Besides challenges below ground, the site has its share above grade; it is located next to a busy Long Island Rail Road station on a main Mineola thoroughfare. It is also across the street from Winthrop's emergency department. The building's footprint left little spare room on the one-acre site, Whalen says.

"Our staging was limited to a section that was about 60 ft by 30 ft—or about 1,800 sq ft—and other than that we had to use the roadway," he says. "It made it tremendously difficult when you're building a job right outside of an existing [emergency department] and you have to keep the lanes open—and you have the train station for Mineola."

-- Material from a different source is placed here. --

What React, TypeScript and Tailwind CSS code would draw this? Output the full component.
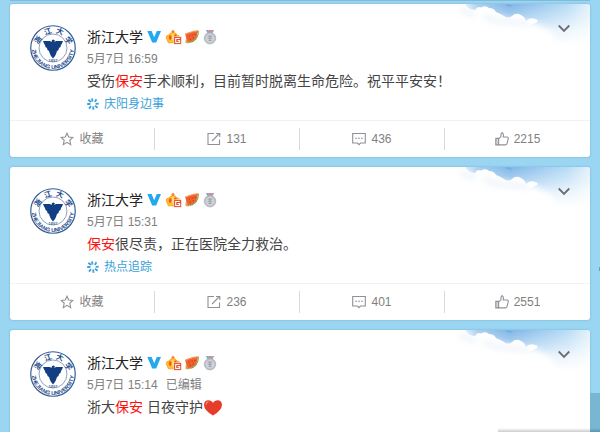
import { useState } from "react";

type Post = {
	id: number;
	time: string;
	edited?: boolean;
	before: string;
	keyword: string;
	after: string;
	heart?: boolean;
	topic?: string;
	stats?: { reposts: number; comments: number; likes: number };
};

const posts: Post[] = [
	{
		id: 1,
		time: "5月7日 16:59",
		before: "受伤",
		keyword: "保安",
		after: "手术顺利，目前暂时脱离生命危险。祝平平安安！",
		topic: "庆阳身边事",
		stats: { reposts: 131, comments: 436, likes: 2215 },
	},
	{
		id: 2,
		time: "5月7日 15:31",
		before: "",
		keyword: "保安",
		after: "很尽责，正在医院全力救治。",
		topic: "热点追踪",
		stats: { reposts: 236, comments: 401, likes: 2551 },
	},
	{
		id: 3,
		time: "5月7日 15:14",
		edited: true,
		before: "浙大",
		keyword: "保安",
		after: " 日夜守护",
		heart: true,
	},
];

// University seal used as the avatar
function Seal({ id }: { id: number }) {
	return (
		<svg viewBox="0 0 92 92" className="size-[46px] shrink-0" fill="none" aria-hidden="true">
			<defs>
				<path id={`ring-${id}`} d="M4 46 A42 42 0 0 0 88 46" />
			</defs>
			<circle cx="46" cy="46" r="44.5" fill="#fff" stroke="#335b94" strokeWidth="2.4" />
			<circle cx="46" cy="46" r="28" stroke="#6d8ab5" strokeWidth="1.6" />
			<g fill="#1c4788" fontFamily="'Noto Sans CJK SC', sans-serif" fontWeight="700" fontSize="15" textAnchor="middle">
				<text transform="translate(20 33) rotate(-52)">浙</text>
				<text transform="translate(37 18) rotate(-17)">江</text>
				<text transform="translate(58 18) rotate(19)">大</text>
				<text transform="translate(73 34) rotate(54)">学</text>
			</g>
			<text fill="#1c4788" fontFamily="'Liberation Sans', sans-serif" fontWeight="700" fontSize="11">
				<textPath href={`#ring-${id}`} startOffset="50%" textAnchor="middle">ZHEJIANG UNIVERSITY</textPath>
				<tspan x="46" y="74" fill="#4d70a3" fontSize="8" textAnchor="middle">1897</tspan>
			</text>
			<path
				d="M26 32 H40 L43 34 L44 30 L47 29 L50 31 L48 34 L52 32 H66 L64 37 L62 40 L61 44 L58 46 L57 50 L54 52 L52 58 L50 62 L46 67 L42 62 L40 58 L38 52 L35 50 L34 46 L31 44 L30 40 L28 37 Z"
				fill="#123f84"
			/>
		</svg>
	);
}

function Badges() {
	return (
		<span className="ml-1 flex items-center">
			<svg viewBox="0 0 14 14" className="h-3.5 w-3.5" aria-hidden="true">
				<path d="M0.3 1 H4.6 L7.2 7.2 L9.8 1 H14 L9.2 12.6 H5.2 Z" fill="#25a9ee" />
			</svg>
			<svg viewBox="0 0 18 16" className="ml-1 h-4 w-[18px]" aria-hidden="true">
				<path d="M3.4 13.8 L1.2 8.6 Q1.2 6 4 6 Q5 3.6 8 3.6 Q11 3.6 12 6 Q14.8 6 14.8 8.6 L12.8 13.8 Z" fill="#ffc02a" stroke="#f59a1c" strokeWidth="0.8" />
				<circle cx="8" cy="2.6" r="1.5" fill="#f9852a" />
				<ellipse cx="5.2" cy="8.6" rx="1.3" ry="2.4" fill="#f4502b" />
				<ellipse cx="10.4" cy="7.6" rx="1.3" ry="2.2" fill="#f4502b" />
				<path d="M8 4.4 V11" stroke="#ffe377" strokeWidth="1.4" />
				<rect x="8.8" y="7.8" width="7.6" height="7.4" fill="#e4502f" stroke="#fff" strokeWidth="0.5" />
				<path d="M14.8 9.5 H10.7 V13.5 H14.6 V11.6 H12.6" fill="none" stroke="#fff" strokeWidth="1.1" />
			</svg>
			<svg viewBox="0 0 16 16" className="ml-px size-4" aria-hidden="true">
				<path d="M14 1.5 L12.5 8.6 Q10.8 11.4 7.4 12.6 L2.8 14.4 L2.4 10 L1.2 5 Q7.5 2.8 14 1.5 Z" fill="#f4602f" />
				<path d="M14.4 1.8 Q14.6 6.4 12 9.8 Q9.4 12.8 5.6 13.4" fill="none" stroke="#7f9d3a" strokeWidth="1.1" />
				<path d="M1.2 5.4 Q5.6 2.7 13.4 1.8" fill="none" stroke="#ef9d59" strokeWidth="1.3" />
				<path d="M5 6.5 l.4 1 M8 5.5 l.3 1 M10.8 5 l.3 1 M6 9.7 l.4 1 M9 8.4 l.4 1" stroke="#8e301b" strokeWidth="0.9" />
				<path d="M1.8 9.4 L1.4 13.7 L5.4 14.4 Z" fill="#c3ad55" />
			</svg>
			<svg viewBox="0 0 14 16" className="ml-[3px] h-4 w-3.5" aria-hidden="true">
				<path d="M2.8 1 H5.4 L7 4 L5 5 Z" fill="#8fa3cd" />
				<path d="M11.2 1 H8.6 L7 4 L9 5 Z" fill="#8fa3cd" />
				<path d="M5.4 1 H8.6 L7 4.5 Z" fill="#e0846d" />
				<circle cx="7" cy="9.2" r="5.8" fill="#bcc1c7" stroke="#a3aab2" strokeWidth="0.6" />
				<circle cx="7" cy="9.2" r="4.3" fill="#cfd3d8" />
				<path d="M4.8 7.2 H9.2 M4.8 9.3 H9 M5.6 11.5 H8.4 M7 6.4 V11.8" stroke="#969da6" strokeWidth="0.9" />
			</svg>
		</span>
	);
}

// Sky and clouds in the corner of each card
function Clouds({ id }: { id: number }) {
	return (
		<svg viewBox="0 0 160 48" className="pointer-events-none absolute right-0 top-0 h-12 w-40" aria-hidden="true">
			<defs>
				<linearGradient id={`sky-${id}`}>
					<stop offset="0.12" stopColor="#d9eafa" stopOpacity="0" />
					<stop offset="0.3" stopColor="#a9cef0" />
					<stop offset="0.5" stopColor="#7fb5e8" />
					<stop offset="0.68" stopColor="#9bc9ef" />
					<stop offset="0.86" stopColor="#b9dcf5" />
					<stop offset="1" stopColor="#e3f1fb" />
				</linearGradient>
				<linearGradient id={`fade-${id}`} x1="0" y1="0" x2="0" y2="1">
					<stop offset="0" stopColor="#fff" />
					<stop offset="0.3" stopColor="#fff" stopOpacity="0.62" />
					<stop offset="0.55" stopColor="#fff" stopOpacity="0.25" />
					<stop offset="0.85" stopColor="#fff" stopOpacity="0" />
				</linearGradient>
				<mask id={`mask-${id}`}>
					<rect width="160" height="48" fill={`url(#fade-${id})`} />
				</mask>
				<filter id={`soft-${id}`} filterUnits="userSpaceOnUse" x="-60" y="-60" width="280" height="180">
					<feGaussianBlur stdDeviation="0.6" />
				</filter>
				<filter id={`wide-${id}`} filterUnits="userSpaceOnUse" x="-60" y="-60" width="280" height="180">
					<feGaussianBlur stdDeviation="3" />
				</filter>
			</defs>
			<rect width="160" height="48" fill={`url(#sky-${id})`} mask={`url(#mask-${id})`} />
			<path d="M-20 -10 L20 -6 L40 10 L66 14 L104 19 L122 28 L134 60 H-20 Z" fill="#fff" filter={`url(#wide-${id})`} />
			<path
				d="M26 -2 H34 Q38 6 45 6 Q47 2 51 3.5 Q56 1 59 4 Q64 4 66 8 Q71 10 74 12 Q78 15 82 12 Q86 8 91 11 Q95 13 96 17 Q100 13 105 15 Q109 16 107 18 Q98 23 90 25 Q60 32 36 26 Q24 14 26 -2 Z"
				fill="#fff"
				filter={`url(#soft-${id})`}
			/>
			<path
				d="M30 5 Q36 9 46 10 M54 12 Q62 17 78 18 Q90 19 98 20"
				fill="none"
				stroke="#d5e2f3"
				strokeWidth="4"
				opacity="0.5"
				filter={`url(#wide-${id})`}
			/>
			<path d="M76 1 L82 2" stroke="#5e9bdc" strokeWidth="1.5" opacity="0.4" filter={`url(#soft-${id})`} />
		</svg>
	);
}

function TopicIcon() {
	return (
		<svg viewBox="0 0 12 12" className="size-3" fill="none" stroke="#39a2d8" strokeWidth="1.8" aria-hidden="true">
			<path d="M5 .3 L5.5 3.6 M9.4 1.2 L7.9 3.9 M11.7 5.6 L8.6 5.9 M10.6 9.8 L8 7.8 M6.4 11.7 L6.2 8.5 M2 10.6 L4 8.2 M.2 6 L3.4 6 M1.4 1.8 L3.9 4" />
		</svg>
	);
}

const iconProps = {
	viewBox: "0 0 14 14",
	className: "size-3.5",
	fill: "none",
	stroke: "#8f9098",
	strokeWidth: 1.1,
	"aria-hidden": true,
};

function Actions({ stats }: { stats: NonNullable<Post["stats"]> }) {
	const button = "flex h-[22px] items-center justify-center gap-[5px] border-[#d9d9d9] text-xs text-[#808080]";
	return (
		<div className="grid h-[37px] grid-cols-4 items-center border-t border-[#f2f2f5]">
			<button type="button" className={`${button} border-r`}>
				<svg {...iconProps}>
					<path d="M7 1.2 L8.7 5 L12.9 5.4 L9.8 8.3 L10.7 12.6 L7 10.4 L3.3 12.6 L4.2 8.3 L1.1 5.4 L5.3 5 Z" />
				</svg>
				收藏
			</button>
			<button type="button" aria-label={`转发 ${stats.reposts}`} className={`${button} border-r`}>
				<svg {...iconProps}>
					<path d="M7 1.5 H1 V12.5 H12.5 V7.5 M5 9 L12.5 1.5 M9 1.5 H12.8 V5" />
				</svg>
				{stats.reposts}
			</button>
			<button type="button" aria-label={`评论 ${stats.comments}`} className={`${button} border-r`}>
				<svg {...iconProps}>
					<path d="M.7 1.5 H13.3 V11 H8.5 L7 12.6 L5.5 11 H.7 Z" />
					<path d="M3.2 6.2 H5 M6.1 6.2 H7.9 M9 6.2 H10.8" />
				</svg>
				{stats.comments}
			</button>
			<button type="button" aria-label={`赞 ${stats.likes}`} className={button}>
				<svg {...iconProps}>
					<path d="M.8 6.4 H3.6 V12.9 H.8 Z" fill="#d5d5da" />
					<path d="M3.6 6.8 L5.8 4.8 L6.3 1.5 Q6.6 .6 7.6 .9 Q8.8 1.5 8.2 5 H12 Q13.5 5.2 13.2 6.8 L12 11.6 Q11.6 12.9 10.3 12.9 H3.6" />
				</svg>
				{stats.likes}
			</button>
		</div>
	);
}

function Card({ post }: { post: Post }) {
	return (
		<article
			className={`relative shrink-0 overflow-hidden rounded-[3px] bg-white shadow-[0_0_2px_rgba(60,120,160,0.45)] ${post.stats ? "" : "min-h-36 flex-1"}`}
		>
			<Clouds id={post.id} />
			<button type="button" aria-label="更多" className="absolute right-5 top-[18px] flex h-3 w-3">
				<svg viewBox="0 0 12 12" className="size-3" fill="none" stroke="#6f6d77" strokeWidth="1.9" aria-hidden="true">
					<path d="M.7 3.5 L6 8.8 L11.3 3.5" />
				</svg>
			</button>
			<div className="flex gap-[11px] px-5 pb-1 pt-[21px]">
				<Seal id={post.id} />
				<div className="min-w-0 flex-1">
					<div className="flex h-[23px] items-center">
						<a href="#profile" className="whitespace-nowrap text-sm text-[#222]">浙江大学</a>
						<Badges />
					</div>
					<p className="flex h-[22px] items-center gap-2 text-xs text-[#808080]">
						<a href="#post">{post.time}</a>
						{post.edited && <span>已编辑</span>}
					</p>
					<p className="text-sm leading-[22px] text-[#444]">
						{post.before}
						<span className="text-[#fb1010]">{post.keyword}</span>
						{post.after}
						{post.heart && (
							<svg viewBox="0 0 20 18" className="inline-block h-[18px] w-5 align-middle" role="img" aria-label="心">
								<path d="M10 16.6 Q1 11.5 1 5.8 Q1.2 1.2 5.3 1.2 Q8.6 1.2 10 4 Q11.4 1.2 14.7 1.2 Q18.8 1.4 19 5.8 Q18.8 11.5 10 16.6 Z" fill="#e63c2a" />
								<path d="M3 5.8 Q3.2 3.2 5.6 2.9" stroke="#f68270" strokeWidth="1.2" fill="none" />
							</svg>
						)}
					</p>
					{post.topic && (
						<a href="#topic" className="flex h-6 w-fit items-center gap-[5px] text-xs text-[#39a2d8]">
							<TopicIcon />
							{post.topic}
						</a>
					)}
				</div>
			</div>
			{post.stats && <Actions stats={post.stats} />}
		</article>
	);
}

export default function App() {
	const [list] = useState(posts);

	return (
		<main className="relative flex h-screen flex-col gap-2.5 overflow-hidden bg-[#9ad5f2] px-2.5 pt-1 font-['Liberation_Sans','Noto_Sans_CJK_SC',sans-serif]">
			{/* lower edge of the card scrolled off above */}
			<div className="absolute inset-x-2.5 top-0 h-px bg-[#83bad5]" />
			{list.map((post) => (
				<Card key={post.id} post={post} />
			))}
			{/* floating side bar and message dock */}
			<div className="absolute bottom-0 right-0 h-[39px] w-2.5 bg-[#78b6d4]" />
			<div className="absolute right-0 top-[267px] h-1 w-px bg-[#5ba9b8]" />
			<div className="absolute bottom-0 right-0 h-1 w-[102px] bg-linear-to-b from-transparent to-black/20" />
		</main>
	);
}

The site logistics were complicated further by roadways that are only the size of residential streets. This called for careful scheduling for jobs such as hoisting materials and making deliveries. It also meant that extensive coordination with neighbors was critical to minimize traffic impact and disruption to the community, Whalen says.

Setting the Stage

The owner opted not to use a tower crane, which led Lend Lease to instead select a 130-ton crawler crane and a creative approach to staging. "We actually had to design the steel to hold the crane to erect it so that we didn't actually take up the whole street," Whalen says. This allowed Winthrop to still be able to use the street as egress for the emergency room.

When the building opens, it will be one of the most sustainable structures on Long Island, Weremeychik says. That starts with the onsite stormwater management system, but includes other features such as planted green roofs, reflective white roofs to reduce heat-island effect, exterior sun shades and a motion sensor system tied to lighting as well as to mechanical systems regulating air exchange for the laboratories, he adds.

The building is also "cranked about 10 degrees off the street grid to better align it with the east-west compass axis and make it more solar efficient," Weremeychik says.

Those features tie into the project's greater achievement of accomplishing many goals in one design. "It's such a mixed-use building, it's hard to talk about it on one plane," Weremeychik adds. "Flexibility was definitely the theme throughout."